__EXERCISE__. Determine which lines contain the word "that", then copy those lines.

--- start DATA ROWS ---

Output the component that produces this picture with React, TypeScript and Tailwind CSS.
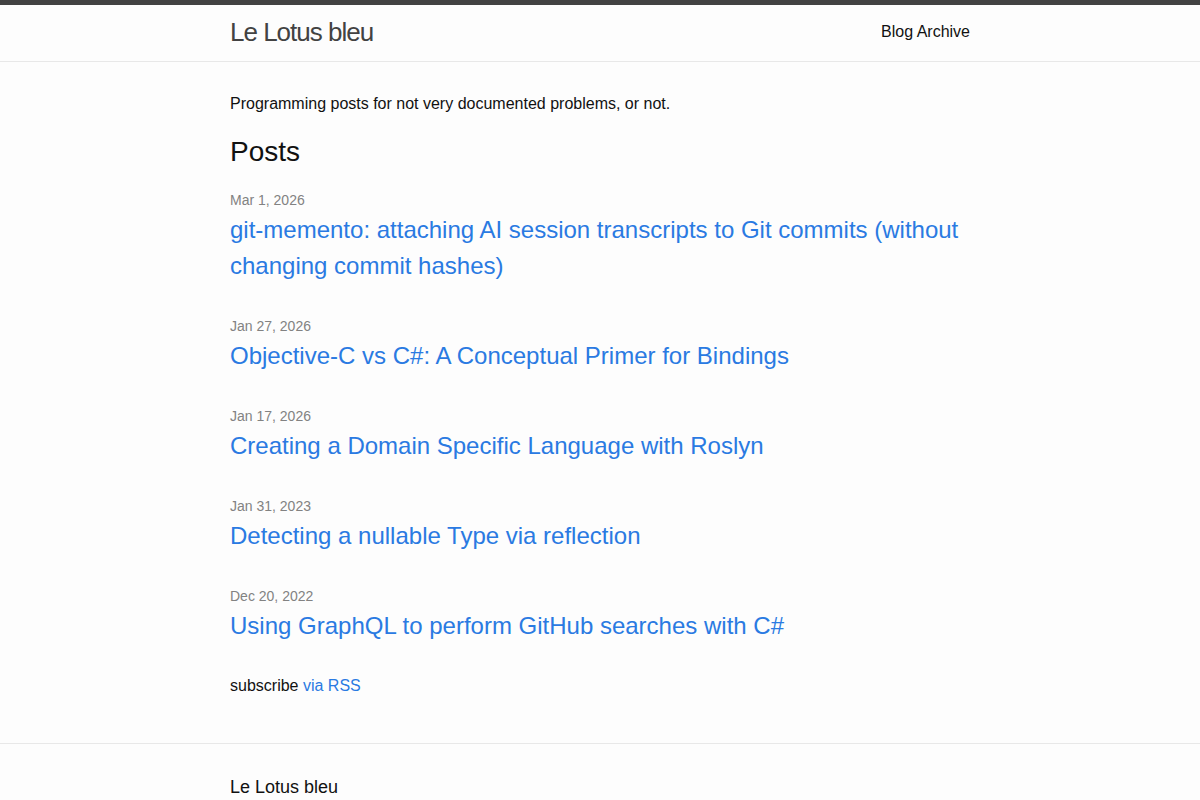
const posts = [
  {
    date: "Mar 1, 2026",
    title: "git-memento: attaching AI session transcripts to Git commits (without changing commit hashes)",
  },
  { date: "Jan 27, 2026", title: "Objective-C vs C#: A Conceptual Primer for Bindings" },
  { date: "Jan 17, 2026", title: "Creating a Domain Specific Language with Roslyn" },
  { date: "Jan 31, 2023", title: "Detecting a nullable Type via reflection" },
  { date: "Dec 20, 2022", title: "Using GraphQL to perform GitHub searches with C#" },
];

function Wrapper({ children, className = "" }: { children: React.ReactNode; className?: string }) {
  return <div className={"max-w-[800px] mx-auto px-[30px] " + className}>{children}</div>;
}

export default function App() {
  return (
    <div
      className="min-h-screen bg-[#fdfdfd] text-[#111111] text-[16px] leading-6"
      style={{ fontFamily: '"Liberation Sans", Arial, Helvetica, sans-serif' }}
    >
      {/* header */}
      <header className="border-t-[5px] border-t-[#424242] border-b border-b-[#e8e8e8] min-h-[62px]">
        <Wrapper className="flex justify-between items-center">
          <a href="#" className="text-[26px] font-light tracking-[-1px] leading-[54px] text-[#424242]">
            Le Lotus bleu
          </a>
          <nav className="leading-[54px]">
            <a href="#" className="text-[#111111]">Blog Archive</a>
          </nav>
        </Wrapper>
      </header>

      <main className="py-[30px]">
        <Wrapper>
          <p className="mb-[15px]">Programming posts for not very documented problems, or not.</p>
          <h2 className="text-[28px] leading-[42px] mb-[15px]">Posts</h2>
          <ul>
            {posts.map((p) => (
              <li key={p.date} className="mb-[30px]">
                <div className="h-6 leading-6 text-[14px] text-[#828282]">{p.date}</div>
                <h3 className="text-[24px] leading-[36px]">
                  <a href="#" className="text-[#2a7ae2]">{p.title}</a>
                </h3>
              </li>
            ))}
          </ul>
          <p className="mb-[15px]">
            subscribe <a href="#" className="text-[#2a7ae2]">via RSS</a>
          </p>
        </Wrapper>
      </main>

      <footer className="border-t border-t-[#e8e8e8] py-[30px]">
        <Wrapper>
          <h2 className="text-[18px] leading-[27px] mb-[15px]">Le Lotus bleu</h2>
          <div className="flex gap-4 text-[15px] text-[#828282]">
            <ul className="w-1/2">
              <li>Le Lotus bleu</li>
            </ul>
            <p className="w-1/2">Programming posts for not very documented problems, or not.</p>
          </div>
        </Wrapper>
      </footer>
    </div>
  );
}
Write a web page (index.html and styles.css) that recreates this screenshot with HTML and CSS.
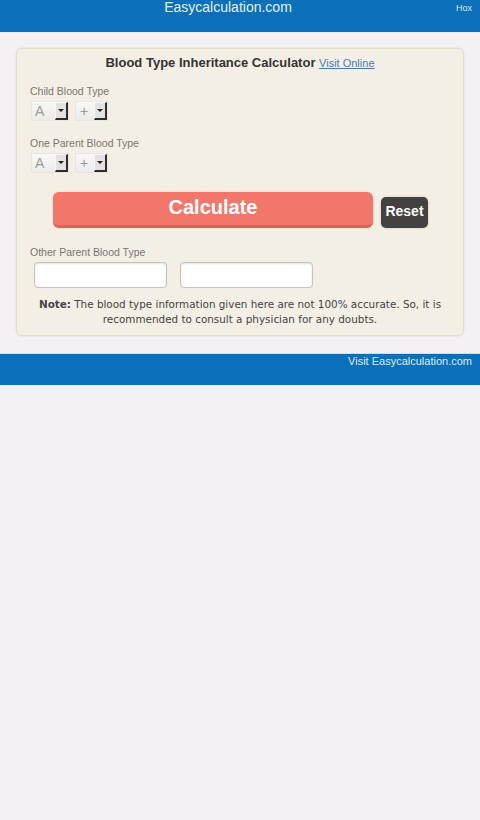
FILE: index.html
```html
<!DOCTYPE html>
<html>
<head>
<meta charset="utf-8">
<link rel="stylesheet" href="styles.css">
</head>
<body>
<header class="topbar">
  <span class="brand">Easycalculation.com</span>
  <span class="hox">Hox</span>
</header>
<main class="wrap">
  <section class="card">
    <h1 class="title">Blood Type Inheritance Calculator <a class="visit" href="#">Visit Online</a></h1>
    <div class="field">
      <div class="label">Child Blood Type</div>
      <div class="selects">
        <div class="sel sel-a"><span class="val">A</span><span class="arrow"><i></i></span></div>
        <div class="sel sel-b"><span class="val">+</span><span class="arrow"><i></i></span></div>
      </div>
    </div>
    <div class="field">
      <div class="label">One Parent Blood Type</div>
      <div class="selects">
        <div class="sel sel-a"><span class="val">A</span><span class="arrow"><i></i></span></div>
        <div class="sel sel-b"><span class="val">+</span><span class="arrow"><i></i></span></div>
      </div>
    </div>
    <div class="buttons">
      <button class="calc">Calculate</button>
      <button class="reset">Reset</button>
    </div>
    <div class="label other">Other Parent Blood Type</div>
    <div class="inputs">
      <input class="txt" type="text">
      <input class="txt" type="text">
    </div>
    <p class="note"><b>Note:</b> The blood type information given here are not 100% accurate. So, it is recommended to consult a physician for any doubts.</p>
  </section>
</main>
<footer class="footbar">
  <a class="footlink" href="#">Visit Easycalculation.com</a>
</footer>
</body>
</html>
```
FILE: styles.css
```css
html, body {
  margin: 0;
  padding: 0;
  background: #f3f1f3;
  font-family: "Liberation Sans", Arial, sans-serif;
}
.topbar {
  height: 32px;
  background: #0b6fba;
  border-bottom: 1px solid #dff0fb;
  position: relative;
  display: flex;
  justify-content: center;
}
.brand {
  color: #e6f2fb;
  font-size: 14px;
  line-height: 15px;
  padding-top: 0;
  margin-left: -24px;
}
.hox {
  position: absolute;
  right: 8px;
  top: 3px;
  color: #d9ecf9;
  font-size: 9px;
}
.wrap {
  padding: 15px 16px 17px 16px;
}
.card {
  background: #f4efe4;
  border: 1px solid #e3dccb;
  border-radius: 6px;
  box-shadow: 0 0 2px rgba(0,0,0,0.12);
  padding: 6px 13px 9px 13px;
  height: 288px;
  box-sizing: border-box;
}
.title {
  margin: 0;
  text-align: center;
  font-size: 13px;
  font-weight: bold;
  color: #333;
  line-height: 16px;
}
.visit {
  font-size: 11px;
  font-weight: normal;
  color: #4a7ab8;
  text-decoration: underline;
}
.field {
  margin-top: 14px;
}
.field + .field {
  margin-top: 16px;
}
.label {
  font-size: 10.5px;
  color: #7a7670;
  line-height: 13px;
}
.selects {
  display: flex;
  gap: 6px;
  margin-top: 3px;
  padding-left: 1px;
}
.sel {
  height: 20px;
  background: linear-gradient(#f8f8f6, #ecebea);
  border: 1px solid #e7e5e0;
  display: flex;
  align-items: stretch;
  box-sizing: border-box;
}
.sel-a { width: 38px; }
.sel-b { width: 33px; }
.val {
  flex: 1;
  font-size: 14px;
  color: #9a9a9a;
  padding-left: 3px;
  line-height: 18px;
}
.sel-b .val { padding-left: 4px; }
.arrow {
  width: 13px;
  background: #e4e2de;
  border-right: 2px solid #2d2d2d;
  border-bottom: 2px solid #2d2d2d;
  border-top: 1px solid #f7f7f7;
  border-left: 1px solid #f7f7f7;
  box-sizing: border-box;
  display: flex;
  align-items: center;
  justify-content: center;
}
.arrow i {
  width: 0;
  height: 0;
  border-left: 3px solid transparent;
  border-right: 3px solid transparent;
  border-top: 3px solid #222;
}
.buttons {
  display: flex;
  align-items: flex-start;
  margin-top: 19px;
  padding-left: 23px;
  gap: 8px;
}
.calc {
  width: 320px;
  height: 36px;
  background: #f2776a;
  border: none;
  border-bottom: 3px solid #db6359;
  border-radius: 6px;
  color: #fff;
  font-family: "Liberation Sans", Arial, sans-serif;
  font-size: 20px;
  font-weight: bold;
  padding: 0 0 2px 0;
  box-shadow: 0 0 2px rgba(240,120,100,0.3);
}
.reset {
  margin-top: 5px;
  width: 47px;
  height: 31px;
  background: #444240;
  border: none;
  border-radius: 5px;
  color: #fff;
  font-family: "Liberation Sans", Arial, sans-serif;
  font-size: 14px;
  font-weight: bold;
  padding: 0 0 3px 0;
  box-shadow: 0 0 2px rgba(0,0,0,0.25);
}
.other {
  margin-top: 18px;
}
.inputs {
  display: flex;
  gap: 13px;
  margin-top: 3px;
  padding-left: 4px;
}
.txt {
  width: 133px;
  height: 26px;
  box-sizing: border-box;
  background: #fff;
  border: 1px solid #c9c3bd;
  border-radius: 4px;
  box-shadow: inset 0 1px 2px rgba(0,0,0,0.12), 0 0 1px rgba(0,0,0,0.1);
  margin: 0;
}
.note {
  margin: 9px 0 0 0;
  text-align: center;
  font-family: "DejaVu Sans", Verdana, sans-serif;
  font-size: 10.4px;
  line-height: 15px;
  color: #444;
}
.footbar {
  margin-top: 0;
  height: 31px;
  background: #0b6fba;
  border-top: 1px solid #bfe2f7;
  border-bottom: 1px solid #dff0fb;
  text-align: right;
  padding-right: 8px;
  font-size: 11px;
  line-height: 13px;
}
.footlink {
  display: block;
  color: #dcedf9;
  font-size: 11px;
  line-height: 13px;
  text-decoration: none;
  padding-top: 1px;
}
```
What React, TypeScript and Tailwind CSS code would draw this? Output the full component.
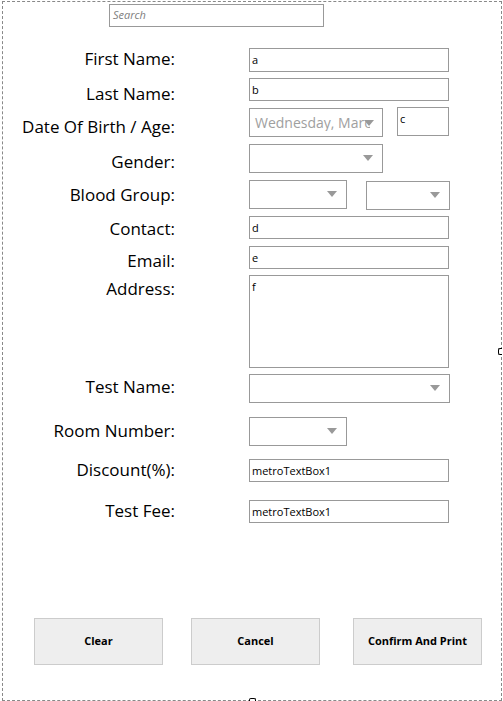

--- end DATA ROWS ---

__ANSWER FOR THE TASK__.
Output the component that produces this picture with React, TypeScript and Tailwind CSS.
Write a web page (index.html and styles.css) that recreates this screenshot with HTML and CSS.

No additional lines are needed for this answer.